> Exercise description
Print every record below exactly as written.

> Dataset content
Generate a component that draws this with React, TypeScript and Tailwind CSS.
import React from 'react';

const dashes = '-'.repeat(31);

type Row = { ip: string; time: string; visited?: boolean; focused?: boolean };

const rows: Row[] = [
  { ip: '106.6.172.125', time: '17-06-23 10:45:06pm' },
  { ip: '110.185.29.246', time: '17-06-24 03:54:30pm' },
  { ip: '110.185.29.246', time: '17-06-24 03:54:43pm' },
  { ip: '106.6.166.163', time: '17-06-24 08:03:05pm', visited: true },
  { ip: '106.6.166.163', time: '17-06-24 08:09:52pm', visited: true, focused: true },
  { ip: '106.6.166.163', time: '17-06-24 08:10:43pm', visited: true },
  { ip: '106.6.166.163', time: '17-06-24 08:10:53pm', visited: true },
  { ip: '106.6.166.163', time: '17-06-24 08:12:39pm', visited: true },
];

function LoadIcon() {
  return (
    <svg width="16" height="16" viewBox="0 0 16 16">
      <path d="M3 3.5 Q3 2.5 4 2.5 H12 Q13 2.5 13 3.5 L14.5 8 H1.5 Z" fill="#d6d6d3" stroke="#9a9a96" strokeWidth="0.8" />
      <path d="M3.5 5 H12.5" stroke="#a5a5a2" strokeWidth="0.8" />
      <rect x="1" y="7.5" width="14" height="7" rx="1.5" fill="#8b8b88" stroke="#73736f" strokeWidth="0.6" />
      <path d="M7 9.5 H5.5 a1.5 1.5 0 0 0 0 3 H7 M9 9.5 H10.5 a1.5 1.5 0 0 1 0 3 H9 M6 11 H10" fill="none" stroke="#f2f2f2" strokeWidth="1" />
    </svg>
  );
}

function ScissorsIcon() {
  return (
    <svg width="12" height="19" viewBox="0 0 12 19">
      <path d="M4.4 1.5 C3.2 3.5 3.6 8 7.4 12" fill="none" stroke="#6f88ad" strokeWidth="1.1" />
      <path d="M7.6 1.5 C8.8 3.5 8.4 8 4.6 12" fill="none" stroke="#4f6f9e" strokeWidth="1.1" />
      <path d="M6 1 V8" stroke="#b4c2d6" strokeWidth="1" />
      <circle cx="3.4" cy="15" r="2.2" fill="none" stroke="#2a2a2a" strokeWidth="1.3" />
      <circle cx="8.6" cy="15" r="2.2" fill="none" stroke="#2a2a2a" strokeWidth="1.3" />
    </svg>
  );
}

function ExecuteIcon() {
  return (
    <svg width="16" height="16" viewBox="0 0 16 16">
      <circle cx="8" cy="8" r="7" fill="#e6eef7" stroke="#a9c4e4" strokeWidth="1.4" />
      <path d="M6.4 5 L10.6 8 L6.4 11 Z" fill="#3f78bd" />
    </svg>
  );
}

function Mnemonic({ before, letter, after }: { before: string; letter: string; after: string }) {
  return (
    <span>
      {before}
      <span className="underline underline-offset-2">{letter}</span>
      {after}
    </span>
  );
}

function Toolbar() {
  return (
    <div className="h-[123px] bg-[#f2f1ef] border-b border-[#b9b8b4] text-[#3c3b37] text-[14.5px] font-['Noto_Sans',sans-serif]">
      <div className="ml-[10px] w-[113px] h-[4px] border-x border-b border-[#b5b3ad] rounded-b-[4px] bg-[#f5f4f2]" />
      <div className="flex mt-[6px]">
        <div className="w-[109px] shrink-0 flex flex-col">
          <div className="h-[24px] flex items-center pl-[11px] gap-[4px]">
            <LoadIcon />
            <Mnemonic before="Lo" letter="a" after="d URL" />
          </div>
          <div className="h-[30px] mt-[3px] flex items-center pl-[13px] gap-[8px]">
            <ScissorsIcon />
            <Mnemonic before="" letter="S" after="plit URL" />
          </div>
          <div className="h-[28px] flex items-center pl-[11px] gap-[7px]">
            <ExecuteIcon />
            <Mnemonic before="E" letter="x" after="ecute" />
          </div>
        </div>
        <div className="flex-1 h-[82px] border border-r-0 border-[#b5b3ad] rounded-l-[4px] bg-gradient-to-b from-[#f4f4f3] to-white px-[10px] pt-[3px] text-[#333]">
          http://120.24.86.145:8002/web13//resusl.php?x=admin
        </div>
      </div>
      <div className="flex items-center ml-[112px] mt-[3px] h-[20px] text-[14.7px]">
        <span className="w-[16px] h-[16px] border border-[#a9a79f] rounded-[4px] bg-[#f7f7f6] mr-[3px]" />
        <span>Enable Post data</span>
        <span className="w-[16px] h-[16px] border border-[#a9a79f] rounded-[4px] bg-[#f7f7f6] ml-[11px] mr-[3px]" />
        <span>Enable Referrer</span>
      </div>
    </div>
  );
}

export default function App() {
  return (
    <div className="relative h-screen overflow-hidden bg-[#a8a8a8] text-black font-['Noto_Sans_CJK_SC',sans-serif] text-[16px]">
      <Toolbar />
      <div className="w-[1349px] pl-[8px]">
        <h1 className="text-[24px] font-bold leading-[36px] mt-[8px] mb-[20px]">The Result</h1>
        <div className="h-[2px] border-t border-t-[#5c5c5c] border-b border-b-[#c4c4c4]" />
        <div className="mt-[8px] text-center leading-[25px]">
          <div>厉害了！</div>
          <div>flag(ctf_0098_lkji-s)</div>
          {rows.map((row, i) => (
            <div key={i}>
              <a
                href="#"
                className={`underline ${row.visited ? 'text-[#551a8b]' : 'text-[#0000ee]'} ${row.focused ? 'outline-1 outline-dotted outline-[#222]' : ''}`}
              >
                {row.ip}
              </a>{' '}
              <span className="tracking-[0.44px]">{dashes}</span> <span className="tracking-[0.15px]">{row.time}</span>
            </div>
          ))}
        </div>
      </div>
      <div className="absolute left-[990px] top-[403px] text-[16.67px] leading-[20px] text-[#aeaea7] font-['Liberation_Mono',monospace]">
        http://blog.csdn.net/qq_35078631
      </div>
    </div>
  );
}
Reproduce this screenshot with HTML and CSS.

> Exercise result
Generate a component that draws this with React, TypeScript and Tailwind CSS.
import React from 'react';

const dashes = '-'.repeat(31);

type Row = { ip: string; time: string; visited?: boolean; focused?: boolean };

const rows: Row[] = [
  { ip: '106.6.172.125', time: '17-06-23 10:45:06pm' },
  { ip: '110.185.29.246', time: '17-06-24 03:54:30pm' },
  { ip: '110.185.29.246', time: '17-06-24 03:54:43pm' },
  { ip: '106.6.166.163', time: '17-06-24 08:03:05pm', visited: true },
  { ip: '106.6.166.163', time: '17-06-24 08:09:52pm', visited: true, focused: true },
  { ip: '106.6.166.163', time: '17-06-24 08:10:43pm', visited: true },
  { ip: '106.6.166.163', time: '17-06-24 08:10:53pm', visited: true },
  { ip: '106.6.166.163', time: '17-06-24 08:12:39pm', visited: true },
];

function LoadIcon() {
  return (
    <svg width="16" height="16" viewBox="0 0 16 16">
      <path d="M3 3.5 Q3 2.5 4 2.5 H12 Q13 2.5 13 3.5 L14.5 8 H1.5 Z" fill="#d6d6d3" stroke="#9a9a96" strokeWidth="0.8" />
      <path d="M3.5 5 H12.5" stroke="#a5a5a2" strokeWidth="0.8" />
      <rect x="1" y="7.5" width="14" height="7" rx="1.5" fill="#8b8b88" stroke="#73736f" strokeWidth="0.6" />
      <path d="M7 9.5 H5.5 a1.5 1.5 0 0 0 0 3 H7 M9 9.5 H10.5 a1.5 1.5 0 0 1 0 3 H9 M6 11 H10" fill="none" stroke="#f2f2f2" strokeWidth="1" />
    </svg>
  );
}

function ScissorsIcon() {
  return (
    <svg width="12" height="19" viewBox="0 0 12 19">
      <path d="M4.4 1.5 C3.2 3.5 3.6 8 7.4 12" fill="none" stroke="#6f88ad" strokeWidth="1.1" />
      <path d="M7.6 1.5 C8.8 3.5 8.4 8 4.6 12" fill="none" stroke="#4f6f9e" strokeWidth="1.1" />
      <path d="M6 1 V8" stroke="#b4c2d6" strokeWidth="1" />
      <circle cx="3.4" cy="15" r="2.2" fill="none" stroke="#2a2a2a" strokeWidth="1.3" />
      <circle cx="8.6" cy="15" r="2.2" fill="none" stroke="#2a2a2a" strokeWidth="1.3" />
    </svg>
  );
}

function ExecuteIcon() {
  return (
    <svg width="16" height="16" viewBox="0 0 16 16">
      <circle cx="8" cy="8" r="7" fill="#e6eef7" stroke="#a9c4e4" strokeWidth="1.4" />
      <path d="M6.4 5 L10.6 8 L6.4 11 Z" fill="#3f78bd" />
    </svg>
  );
}

function Mnemonic({ before, letter, after }: { before: string; letter: string; after: string }) {
  return (
    <span>
      {before}
      <span className="underline underline-offset-2">{letter}</span>
      {after}
    </span>
  );
}

function Toolbar() {
  return (
    <div className="h-[123px] bg-[#f2f1ef] border-b border-[#b9b8b4] text-[#3c3b37] text-[14.5px] font-['Noto_Sans',sans-serif]">
      <div className="ml-[10px] w-[113px] h-[4px] border-x border-b border-[#b5b3ad] rounded-b-[4px] bg-[#f5f4f2]" />
      <div className="flex mt-[6px]">
        <div className="w-[109px] shrink-0 flex flex-col">
          <div className="h-[24px] flex items-center pl-[11px] gap-[4px]">
            <LoadIcon />
            <Mnemonic before="Lo" letter="a" after="d URL" />
          </div>
          <div className="h-[30px] mt-[3px] flex items-center pl-[13px] gap-[8px]">
            <ScissorsIcon />
            <Mnemonic before="" letter="S" after="plit URL" />
          </div>
          <div className="h-[28px] flex items-center pl-[11px] gap-[7px]">
            <ExecuteIcon />
            <Mnemonic before="E" letter="x" after="ecute" />
          </div>
        </div>
        <div className="flex-1 h-[82px] border border-r-0 border-[#b5b3ad] rounded-l-[4px] bg-gradient-to-b from-[#f4f4f3] to-white px-[10px] pt-[3px] text-[#333]">
          http://120.24.86.145:8002/web13//resusl.php?x=admin
        </div>
      </div>
      <div className="flex items-center ml-[112px] mt-[3px] h-[20px] text-[14.7px]">
        <span className="w-[16px] h-[16px] border border-[#a9a79f] rounded-[4px] bg-[#f7f7f6] mr-[3px]" />
        <span>Enable Post data</span>
        <span className="w-[16px] h-[16px] border border-[#a9a79f] rounded-[4px] bg-[#f7f7f6] ml-[11px] mr-[3px]" />
        <span>Enable Referrer</span>
      </div>
    </div>
  );
}

export default function App() {
  return (
    <div className="relative h-screen overflow-hidden bg-[#a8a8a8] text-black font-['Noto_Sans_CJK_SC',sans-serif] text-[16px]">
      <Toolbar />
      <div className="w-[1349px] pl-[8px]">
        <h1 className="text-[24px] font-bold leading-[36px] mt-[8px] mb-[20px]">The Result</h1>
        <div className="h-[2px] border-t border-t-[#5c5c5c] border-b border-b-[#c4c4c4]" />
        <div className="mt-[8px] text-center leading-[25px]">
          <div>厉害了！</div>
          <div>flag(ctf_0098_lkji-s)</div>
          {rows.map((row, i) => (
            <div key={i}>
              <a
                href="#"
                className={`underline ${row.visited ? 'text-[#551a8b]' : 'text-[#0000ee]'} ${row.focused ? 'outline-1 outline-dotted outline-[#222]' : ''}`}
              >
                {row.ip}
              </a>{' '}
              <span className="tracking-[0.44px]">{dashes}</span> <span className="tracking-[0.15px]">{row.time}</span>
            </div>
          ))}
        </div>
      </div>
      <div className="absolute left-[990px] top-[403px] text-[16.67px] leading-[20px] text-[#aeaea7] font-['Liberation_Mono',monospace]">
        http://blog.csdn.net/qq_35078631
      </div>
    </div>
  );
}
Reproduce this screenshot with HTML and CSS.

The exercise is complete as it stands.